We explained to Diana that as she had two convictions they wouldn’t currently be eligible for filtering from her enhanced DBS check. We empathised with her over the shock and embarrassment she felt upon seeing the convictions disclosed, but advised her not to make any rash decisions. We gave her some advice on disclosing her convictions to her employer, suggesting that she should be totally open and honest and explain the circumstances around them. We recommended that she highlight how she’d never been in trouble with the police since 1990 and didn’t pose a risk to her employer or anyone she would be dealing with during the course of her work.
We contacted Diana a few months later and she informed us that although she’d handed in her notice, the practice manager had told her that he didn’t want to lose her and wanted to find out more about the reason why she’d resigned.
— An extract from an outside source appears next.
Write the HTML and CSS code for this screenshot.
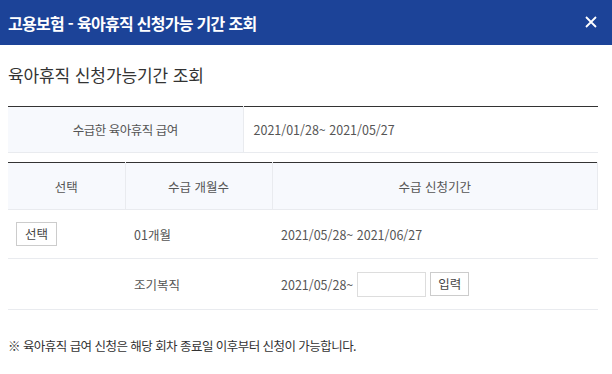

They talked about her historic convictions, and he told her that he had no problem with them. Her resignation was not accepted.
“I can’t thank you enough for your support and helping me through such a stressful period. The advice I received enabled me to talk to my practice manager and he was absolutely amazing.”
This case demonstrates how due to shame and embarrassment, people often let their historic convictions stop them from moving on with their lives. However, there are good employers out there who are prepared to look beyond your convictions and will employ you based on your skills and experience.
- Disclosing criminal records to employers
- Challenging the DBS ‘filtering’ process as it doesn’t go far enough
Notes about this case study
This case study relates to Unlock’s helpline.
Names and details have been changed to protect the identity of those involved.